You may be asked if you’d like to round up your total to the nearest dollar, to add on a small amount or to “buy” a shamrock, heart or some other token that will be displayed in the store with your name on it. Sometimes these prompts are delivered by a credit card reader or a website during an online purchase.
According to Engage for Good, a social impact organization, 77 businesses raised over US$1 million each in 2022 from their customers for charity. These campaigns, the largest in the U.S., raised a total of $749 million. Checkout charity campaigns through eBay, Walgreens and PetSmart are among the nation’s largest.

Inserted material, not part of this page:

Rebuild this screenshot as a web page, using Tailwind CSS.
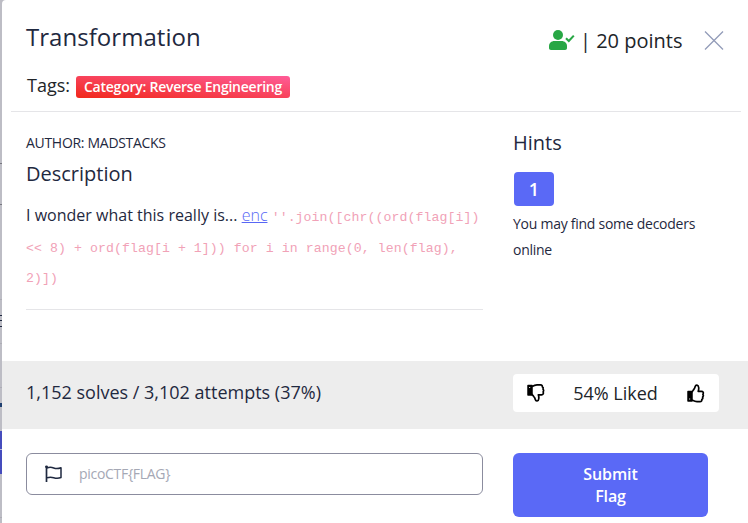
<!DOCTYPE html>
<html lang="en">
<head>
<meta charset="utf-8">
<title>Transformation</title>
<script src="https://cdn.jsdelivr.net/npm/@tailwindcss/browser@4"></script>
</head>
<body class="flex h-[523px] w-[748px] overflow-hidden bg-[#bdbdc5] font-['Open_Sans','Noto_Sans',sans-serif] text-[#1f2940]">
<aside class="flex w-0.5 shrink-0 flex-col bg-[#bdbdc5]">
  <div class="mt-[163px] h-px bg-[#77777f]"></div>
  <div class="mt-10 h-px bg-[#77777f]"></div>
  <div class="mt-[94px] h-px bg-[#adadb5]"></div>
  <div class="mt-[15px] h-px bg-[#1f2940]"></div>
  <div class="mt-1 h-px bg-[#1f2940]"></div>
  <div class="mt-[5px] h-px bg-[#1f2940]"></div>
  <div class="mt-4 h-px bg-[#adadb5]"></div>
  <div class="mt-[43px] h-px bg-[#adadb5]"></div>
  <div class="mt-[15px] h-1 bg-[#1f4070]"></div>
  <div class="mt-6 h-[43px] bg-[#454cbd] pt-[18px]"><div class="h-px bg-[#b9bbdc]"></div></div>
  <div class="mt-[43px] h-px bg-[#adadb5]"></div>
</aside>
<main class="flex w-[746px] shrink-0 flex-col rounded-tl-[4px] bg-white">
  <header class="mr-[7px] ml-[9px] flex h-28 shrink-0 justify-between border-b border-[#e5e5e8] pl-[15px]">
    <div>
      <h1 class="mt-[20px] text-[24px] leading-[34px] whitespace-nowrap tracking-[0.04px]">Transformation</h1>
      <div class="mt-[17px] flex items-center text-[18px] leading-[28px] whitespace-nowrap text-[#212529]">
        <span class="w-[50px] pl-px">Tags:</span>
        <span class="mt-[4px] h-[22px] w-[214px] rounded-[3px] bg-[linear-gradient(to_top_right,#f1281b,#ff5c98)] text-center text-[14px] leading-[21px] font-semibold tracking-[-0.24px] text-white">Category: Reverse Engineering</span>
      </div>
    </div>
    <div class="mt-[26px] flex h-[30px] w-[192px] items-center text-[20px] text-[#212529]">
      <svg class="mt-[-2px] h-[22px] w-[26px] shrink-0" viewBox="0 0 26 22" fill="none"><circle cx="9" cy="6" r="5" fill="#28a745"/><path d="M5.500 12h7c3.300 0 5.500 2.300 5.500 5v2c0 1.200-.8 2-2 2H2c-1.200 0-2-.8-2-2v-2c0-2.700 2.200-5 5.500-5z" fill="#28a745"/><path d="M17 9.300l2.800 2.700L24.800 6.600" stroke="#28a745" stroke-width="2.100"/></svg>
      <span class="ml-[5px] whitespace-nowrap">| 20 points</span>
      <svg class="mr-[17px] ml-auto h-5 w-5 shrink-0" viewBox="0 0 20 20" fill="none"><path d="M1 0.500l18 18M19 0.500L1 18.500" stroke="#929bb8" stroke-width="1.300"/></svg>
    </div>
  </header>
  <section class="flex h-[249px] shrink-0 pl-6">
    <div class="w-[457px]">
      <p class="mt-[20px] text-[14px] leading-[22px] tracking-[-0.3px]">AUTHOR: MADSTACKS</p>
      <h2 class="mt-[5px] text-[20px] leading-[30px]">Description</h2>
      <p class="mt-[11px] text-[16px] leading-[30.600px] whitespace-nowrap"><span class="tracking-[0.01px]">I wonder what this really is...</span> <a class="font-light text-[#5867f5] underline">enc</a> <code class="font-['Liberation_Mono',monospace] text-[13.200px] leading-none tracking-[0.080px] text-[#f1a2b7]">''.join([chr((ord(flag[i])<br>&lt;&lt; 8) + ord(flag[i + 1])) for i in range(0, len(flag),<br>2)])</code></p>
      <hr class="mt-[17px] border-[#e5e5e8]">
    </div>
    <div class="ml-[30px]">
      <h2 class="mt-[16px] text-[20px] leading-[30px]">Hints</h2>
      <button class="mt-[14px] ml-px block h-[34px] w-10 rounded-[4px] bg-[#5a69f6] text-[18px] font-semibold text-white">1</button>
      <p class="mt-[5px] text-[14px] leading-[26px] tracking-[-0.260px] whitespace-nowrap">You may find some decoders<br>online</p>
    </div>
  </section>
  <section class="flex h-[68px] shrink-0 bg-[#ededed] pl-6">
    <div class="w-[487px] pt-[17px] text-[18px] leading-[28px]">1,152 solves / 3,102 attempts (37%)</div>
    <div class="mt-[13px] flex h-[38px] w-[206px] items-center justify-between rounded-[4px] bg-white pr-[14px] pl-[13px] text-[18px] text-[#212529]">
      <svg class="h-5 w-[19px]" viewBox="0 0 19 20" fill="none" stroke="#000"><path d="M2 2.500h4v9.500H2z" fill="#000" stroke-width="1.500" stroke-linejoin="round"/><path d="M6 3.500C8 2.300 9 1.800 11 1.800h3.500c1.500 0 2 1 1.800 2 1 .6 1.100 1.600.7 2.400.8.8.8 2 .1 2.600.9 1.700-.1 3-1.500 3h-3.300c.8 2 .9 6-1.200 6.200-2.500.2-1.300-2.300-3-4C7.200 13 6.700 11.700 5.800 11.200" stroke-width="1.700" stroke-linejoin="round"/><path d="M3.200 4.500h1" stroke="#fff"/></svg>
      <span>54% Liked</span>
      <svg class="h-5 w-[19px]" viewBox="0 0 19 20" fill="none" stroke="#000"><path d="M2 8.500h4v9.500H2z" fill="#000" stroke-width="1.500" stroke-linejoin="round"/><path d="M6 17c2 1 3 1.600 5 1.600h3c1.500 0 2-.9 1.800-2 1-.6 1.200-1.600.8-2.500.8-.8.9-1.900.3-2.700 1-1.700 0-3.100-1.400-3.100h-3.300c.8-2 .9-6-1.200-6.200-2.500-.2-1.300 2.300-3 4C7.200 7 6.700 8.500 5.800 9" stroke-width="1.700" stroke-linejoin="round"/><path d="M3.200 16h1" stroke="#fff"/></svg>
    </div>
  </section>
  <footer class="flex shrink-0 gap-[30px] pt-6 pl-6">
    <div class="flex h-[42px] w-[457px] items-center rounded-[6px] border border-[#8b8c9e] pl-[18px]">
      <svg class="h-[18px] w-[18px]" viewBox="0 0 18 18" fill="none" stroke="#1f2940"><path d="M1.500 1v16" stroke-width="1.700"/><circle cx="1.500" cy="1.800" r="1.400" fill="#1f2940" stroke="none"/><path d="M2 3c2.500-1 4.500-.8 6.700 0s4.800.7 7.300-.3v9.800c-2.500 1-5 .9-7.300.2s-4.200-.8-6.700.1" stroke-width="1.500" stroke-linejoin="round"/></svg>
      <span class="mt-[-2px] ml-[16px] text-[14px] tracking-[-0.300px] text-[#a5a8b5]">picoCTF{FLAG}</span>
    </div>
    <button class="h-16 w-[195px] rounded-[6px] bg-[#5a69f6] text-[16px] leading-[22px] font-semibold tracking-[-0.100px] text-white">Submit<br>Flag</button>
  </footer>
</main>
</body>
</html>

We conduct research in the field of nonprofit management and charitable fundraising, and we wanted to know more about the people who say “yes” when asked to give at checkout – which we call “impulse giving.”
More than half give this way
To learn more about the people who have collectively given hundreds of millions of dollars this way, we conducted a national survey of 1,383 American adults, the results of which will be published in a forthcoming article in the Journal of Public and Nonprofit Affairs.
We asked participants, who we found using Amazon’s Mechanical Turk platform, whether they gave at checkout, the amount they gave over the past year and how they donated. We also collected demographic information to create a profile of a typical impulse giver.
More than half of the respondents – 53% – said they had given to charity while paying for their purchases in the prior year. People who give this way say they donate about $50 to charities annually – about a dollar per week on average. The most popular form of checkout charity was rounding their total up to the nearest dollar: About 85% of these impulse givers told us that they did that.
More than two-thirds of the impulse givers we identified said that sometimes, instead of rounding up, they choose an additional amount to add on to their purchase, such as $1. Only about one-fifth of the people who support charities at checkout said they had purchased tokens for in-store display.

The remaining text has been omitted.